*MATERIAL*
----
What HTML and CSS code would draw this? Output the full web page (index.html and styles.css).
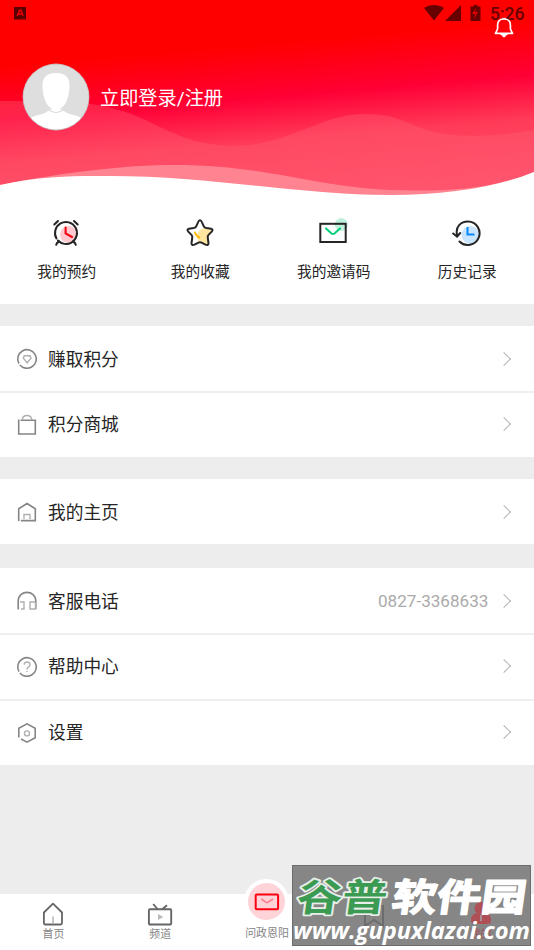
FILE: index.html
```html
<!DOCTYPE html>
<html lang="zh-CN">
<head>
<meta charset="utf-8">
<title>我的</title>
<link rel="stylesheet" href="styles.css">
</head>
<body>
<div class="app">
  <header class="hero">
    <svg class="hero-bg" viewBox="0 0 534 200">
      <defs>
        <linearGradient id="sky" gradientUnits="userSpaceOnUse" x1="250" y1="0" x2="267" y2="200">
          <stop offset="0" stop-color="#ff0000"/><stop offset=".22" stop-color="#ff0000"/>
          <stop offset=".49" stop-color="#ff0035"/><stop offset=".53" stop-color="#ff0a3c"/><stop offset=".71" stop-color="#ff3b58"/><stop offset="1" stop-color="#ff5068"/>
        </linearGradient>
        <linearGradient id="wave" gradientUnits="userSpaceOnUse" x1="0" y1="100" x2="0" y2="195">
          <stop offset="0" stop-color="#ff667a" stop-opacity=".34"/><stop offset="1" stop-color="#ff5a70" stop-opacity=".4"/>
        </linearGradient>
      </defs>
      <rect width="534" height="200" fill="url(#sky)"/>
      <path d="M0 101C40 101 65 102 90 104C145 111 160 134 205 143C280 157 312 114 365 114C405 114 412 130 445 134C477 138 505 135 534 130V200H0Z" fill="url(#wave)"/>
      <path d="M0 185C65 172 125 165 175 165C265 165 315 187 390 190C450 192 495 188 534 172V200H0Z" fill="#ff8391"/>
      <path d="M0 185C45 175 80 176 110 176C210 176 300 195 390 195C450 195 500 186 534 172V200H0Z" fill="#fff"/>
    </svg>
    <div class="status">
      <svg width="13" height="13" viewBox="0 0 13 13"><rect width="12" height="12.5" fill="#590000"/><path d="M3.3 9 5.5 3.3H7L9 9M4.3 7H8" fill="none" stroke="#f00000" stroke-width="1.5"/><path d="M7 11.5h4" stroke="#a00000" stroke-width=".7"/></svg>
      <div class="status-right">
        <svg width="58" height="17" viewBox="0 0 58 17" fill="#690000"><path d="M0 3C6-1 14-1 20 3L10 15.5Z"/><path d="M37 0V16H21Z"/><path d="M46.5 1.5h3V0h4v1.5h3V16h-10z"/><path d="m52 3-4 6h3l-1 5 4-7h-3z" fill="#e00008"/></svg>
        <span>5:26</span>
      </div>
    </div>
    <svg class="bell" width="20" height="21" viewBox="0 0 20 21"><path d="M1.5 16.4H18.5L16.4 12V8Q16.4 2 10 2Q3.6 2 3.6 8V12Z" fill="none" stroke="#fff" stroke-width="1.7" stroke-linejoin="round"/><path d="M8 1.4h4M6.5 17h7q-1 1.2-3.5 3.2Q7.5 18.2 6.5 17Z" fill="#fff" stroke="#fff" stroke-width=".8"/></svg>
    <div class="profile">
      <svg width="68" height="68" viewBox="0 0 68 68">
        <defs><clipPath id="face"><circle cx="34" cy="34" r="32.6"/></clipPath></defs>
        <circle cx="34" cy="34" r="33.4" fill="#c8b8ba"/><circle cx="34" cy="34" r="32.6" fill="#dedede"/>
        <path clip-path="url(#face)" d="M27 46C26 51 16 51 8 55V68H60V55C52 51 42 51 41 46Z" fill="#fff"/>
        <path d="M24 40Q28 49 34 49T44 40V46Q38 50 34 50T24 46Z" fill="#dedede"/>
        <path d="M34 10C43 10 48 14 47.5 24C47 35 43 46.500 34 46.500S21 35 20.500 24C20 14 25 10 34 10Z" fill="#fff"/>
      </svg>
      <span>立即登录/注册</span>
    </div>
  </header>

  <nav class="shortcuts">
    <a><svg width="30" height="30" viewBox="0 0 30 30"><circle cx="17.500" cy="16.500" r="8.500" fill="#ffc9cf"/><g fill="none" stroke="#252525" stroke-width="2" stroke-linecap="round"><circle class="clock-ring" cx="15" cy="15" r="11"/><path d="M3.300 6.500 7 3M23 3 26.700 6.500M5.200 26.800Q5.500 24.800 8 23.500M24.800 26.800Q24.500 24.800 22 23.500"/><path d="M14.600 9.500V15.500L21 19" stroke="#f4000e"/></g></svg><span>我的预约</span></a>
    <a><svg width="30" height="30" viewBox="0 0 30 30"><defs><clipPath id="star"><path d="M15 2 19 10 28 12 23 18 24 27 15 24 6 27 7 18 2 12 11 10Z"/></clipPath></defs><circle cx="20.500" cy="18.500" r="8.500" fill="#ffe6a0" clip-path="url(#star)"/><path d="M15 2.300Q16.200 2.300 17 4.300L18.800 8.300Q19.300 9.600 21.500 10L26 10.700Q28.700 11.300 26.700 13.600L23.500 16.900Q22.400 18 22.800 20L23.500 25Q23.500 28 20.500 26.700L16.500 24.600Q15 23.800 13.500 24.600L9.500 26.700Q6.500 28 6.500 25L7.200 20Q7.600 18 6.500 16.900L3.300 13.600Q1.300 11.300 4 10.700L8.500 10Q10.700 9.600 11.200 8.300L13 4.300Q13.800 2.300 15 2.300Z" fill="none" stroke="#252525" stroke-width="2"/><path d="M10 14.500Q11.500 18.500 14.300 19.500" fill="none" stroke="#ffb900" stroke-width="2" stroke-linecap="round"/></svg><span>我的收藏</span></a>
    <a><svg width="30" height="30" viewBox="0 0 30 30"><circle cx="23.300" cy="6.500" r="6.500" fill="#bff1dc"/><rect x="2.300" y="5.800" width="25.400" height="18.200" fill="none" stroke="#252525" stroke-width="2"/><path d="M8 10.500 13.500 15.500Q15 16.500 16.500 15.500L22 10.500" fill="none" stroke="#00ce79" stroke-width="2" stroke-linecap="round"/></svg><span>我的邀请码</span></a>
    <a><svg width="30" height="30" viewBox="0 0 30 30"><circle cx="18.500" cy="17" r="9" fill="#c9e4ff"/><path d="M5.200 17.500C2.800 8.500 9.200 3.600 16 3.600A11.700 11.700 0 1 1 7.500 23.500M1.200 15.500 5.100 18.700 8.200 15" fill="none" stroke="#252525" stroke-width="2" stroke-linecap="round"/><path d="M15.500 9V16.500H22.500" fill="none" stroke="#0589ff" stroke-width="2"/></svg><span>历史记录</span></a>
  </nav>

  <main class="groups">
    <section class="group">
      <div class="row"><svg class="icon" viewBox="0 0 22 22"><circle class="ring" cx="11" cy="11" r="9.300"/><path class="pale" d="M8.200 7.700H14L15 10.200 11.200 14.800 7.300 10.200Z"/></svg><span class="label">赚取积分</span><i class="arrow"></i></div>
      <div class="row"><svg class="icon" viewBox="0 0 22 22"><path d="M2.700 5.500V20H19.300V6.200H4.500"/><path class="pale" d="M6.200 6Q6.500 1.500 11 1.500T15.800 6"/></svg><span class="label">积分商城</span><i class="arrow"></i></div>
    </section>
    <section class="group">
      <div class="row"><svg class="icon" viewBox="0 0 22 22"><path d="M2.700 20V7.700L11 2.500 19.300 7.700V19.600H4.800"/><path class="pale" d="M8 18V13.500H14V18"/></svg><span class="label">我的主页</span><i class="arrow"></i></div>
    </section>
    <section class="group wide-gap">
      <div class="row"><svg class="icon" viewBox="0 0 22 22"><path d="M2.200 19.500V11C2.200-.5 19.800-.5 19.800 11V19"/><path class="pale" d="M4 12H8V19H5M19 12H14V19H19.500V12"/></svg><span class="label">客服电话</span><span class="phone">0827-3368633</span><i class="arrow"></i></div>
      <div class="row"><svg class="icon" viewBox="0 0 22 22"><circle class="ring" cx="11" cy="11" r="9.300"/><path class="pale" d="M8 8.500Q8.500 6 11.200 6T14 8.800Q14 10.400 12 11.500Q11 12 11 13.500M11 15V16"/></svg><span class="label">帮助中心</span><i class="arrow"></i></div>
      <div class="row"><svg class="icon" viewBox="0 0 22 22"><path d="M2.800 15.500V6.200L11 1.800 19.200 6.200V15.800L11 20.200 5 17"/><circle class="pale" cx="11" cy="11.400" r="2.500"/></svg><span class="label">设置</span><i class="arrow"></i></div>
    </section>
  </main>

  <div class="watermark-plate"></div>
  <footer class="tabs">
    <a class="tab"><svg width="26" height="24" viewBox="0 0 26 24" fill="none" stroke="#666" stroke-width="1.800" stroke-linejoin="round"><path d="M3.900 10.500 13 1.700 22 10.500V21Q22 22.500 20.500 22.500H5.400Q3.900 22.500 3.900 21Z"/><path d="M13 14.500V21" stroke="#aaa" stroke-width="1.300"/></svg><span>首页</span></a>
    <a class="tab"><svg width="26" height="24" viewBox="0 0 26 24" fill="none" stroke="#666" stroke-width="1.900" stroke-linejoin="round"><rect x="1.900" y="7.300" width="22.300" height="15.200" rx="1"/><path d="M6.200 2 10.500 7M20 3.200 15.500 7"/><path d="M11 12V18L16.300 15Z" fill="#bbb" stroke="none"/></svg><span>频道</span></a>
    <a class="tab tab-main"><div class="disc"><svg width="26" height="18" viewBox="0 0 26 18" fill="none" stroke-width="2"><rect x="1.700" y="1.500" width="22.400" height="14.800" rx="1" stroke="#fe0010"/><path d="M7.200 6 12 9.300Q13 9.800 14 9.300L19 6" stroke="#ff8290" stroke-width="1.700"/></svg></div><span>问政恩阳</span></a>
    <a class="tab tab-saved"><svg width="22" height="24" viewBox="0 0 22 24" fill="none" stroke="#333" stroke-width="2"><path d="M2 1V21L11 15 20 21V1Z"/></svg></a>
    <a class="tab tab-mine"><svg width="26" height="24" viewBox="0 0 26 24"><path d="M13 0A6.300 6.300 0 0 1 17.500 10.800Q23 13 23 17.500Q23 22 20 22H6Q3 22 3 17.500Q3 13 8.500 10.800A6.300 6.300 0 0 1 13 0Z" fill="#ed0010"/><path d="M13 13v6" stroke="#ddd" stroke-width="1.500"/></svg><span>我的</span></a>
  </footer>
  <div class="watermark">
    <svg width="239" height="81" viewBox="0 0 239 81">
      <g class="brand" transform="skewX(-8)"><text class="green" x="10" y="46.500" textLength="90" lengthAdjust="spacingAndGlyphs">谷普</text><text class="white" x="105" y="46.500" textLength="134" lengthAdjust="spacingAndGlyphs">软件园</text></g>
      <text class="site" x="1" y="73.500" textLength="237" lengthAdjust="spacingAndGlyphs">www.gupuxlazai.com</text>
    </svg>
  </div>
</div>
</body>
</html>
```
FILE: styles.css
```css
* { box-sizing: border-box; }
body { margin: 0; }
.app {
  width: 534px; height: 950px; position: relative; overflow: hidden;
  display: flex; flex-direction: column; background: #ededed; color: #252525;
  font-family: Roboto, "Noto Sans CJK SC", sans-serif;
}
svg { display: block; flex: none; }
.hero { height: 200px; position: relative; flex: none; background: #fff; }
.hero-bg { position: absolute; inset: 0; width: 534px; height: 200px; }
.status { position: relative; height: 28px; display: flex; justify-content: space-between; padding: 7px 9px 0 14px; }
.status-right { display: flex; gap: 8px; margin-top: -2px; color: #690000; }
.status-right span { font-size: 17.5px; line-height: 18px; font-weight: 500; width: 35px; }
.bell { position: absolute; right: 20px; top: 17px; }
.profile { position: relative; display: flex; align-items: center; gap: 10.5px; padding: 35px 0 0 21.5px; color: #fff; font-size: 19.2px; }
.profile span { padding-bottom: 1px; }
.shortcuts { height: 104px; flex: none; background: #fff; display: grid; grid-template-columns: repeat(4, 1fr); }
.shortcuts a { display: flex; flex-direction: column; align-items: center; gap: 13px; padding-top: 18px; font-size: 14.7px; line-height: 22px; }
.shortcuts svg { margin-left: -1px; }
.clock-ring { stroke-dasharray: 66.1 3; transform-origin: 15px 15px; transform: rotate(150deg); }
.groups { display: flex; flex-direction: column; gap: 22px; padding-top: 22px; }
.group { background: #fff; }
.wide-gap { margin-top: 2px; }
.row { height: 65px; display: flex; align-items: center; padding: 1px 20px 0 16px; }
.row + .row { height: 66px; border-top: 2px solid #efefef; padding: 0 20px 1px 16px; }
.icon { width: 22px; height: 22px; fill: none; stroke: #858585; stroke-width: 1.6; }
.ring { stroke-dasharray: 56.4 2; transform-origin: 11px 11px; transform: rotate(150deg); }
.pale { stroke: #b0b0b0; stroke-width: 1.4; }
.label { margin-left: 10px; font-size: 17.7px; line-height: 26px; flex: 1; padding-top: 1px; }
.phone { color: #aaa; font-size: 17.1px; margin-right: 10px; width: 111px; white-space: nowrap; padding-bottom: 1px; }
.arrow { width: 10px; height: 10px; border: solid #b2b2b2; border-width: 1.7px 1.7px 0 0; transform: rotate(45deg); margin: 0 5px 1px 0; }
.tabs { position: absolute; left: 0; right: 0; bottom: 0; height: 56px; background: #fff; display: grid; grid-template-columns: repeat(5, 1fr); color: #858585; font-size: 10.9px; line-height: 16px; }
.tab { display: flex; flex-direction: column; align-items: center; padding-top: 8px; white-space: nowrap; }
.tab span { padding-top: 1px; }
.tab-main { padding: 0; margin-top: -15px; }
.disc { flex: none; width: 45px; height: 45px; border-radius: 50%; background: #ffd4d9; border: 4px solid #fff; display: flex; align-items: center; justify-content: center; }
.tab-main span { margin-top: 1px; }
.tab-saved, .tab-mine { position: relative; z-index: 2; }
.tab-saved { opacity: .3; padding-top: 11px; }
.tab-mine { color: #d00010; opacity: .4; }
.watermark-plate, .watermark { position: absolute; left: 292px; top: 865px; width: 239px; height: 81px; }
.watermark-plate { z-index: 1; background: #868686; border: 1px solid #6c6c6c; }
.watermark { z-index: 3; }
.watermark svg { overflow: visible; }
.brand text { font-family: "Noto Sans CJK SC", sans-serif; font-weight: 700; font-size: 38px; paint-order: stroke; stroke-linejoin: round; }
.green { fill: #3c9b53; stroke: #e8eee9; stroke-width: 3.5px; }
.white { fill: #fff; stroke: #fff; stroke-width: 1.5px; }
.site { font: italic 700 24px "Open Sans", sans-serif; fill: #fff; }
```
----
*WHAT THE EXERCISE ASKS*
Of the lines above, how many hold the string "styles"? Answer with only the number.

*RESPONSE TO THE TASK*
3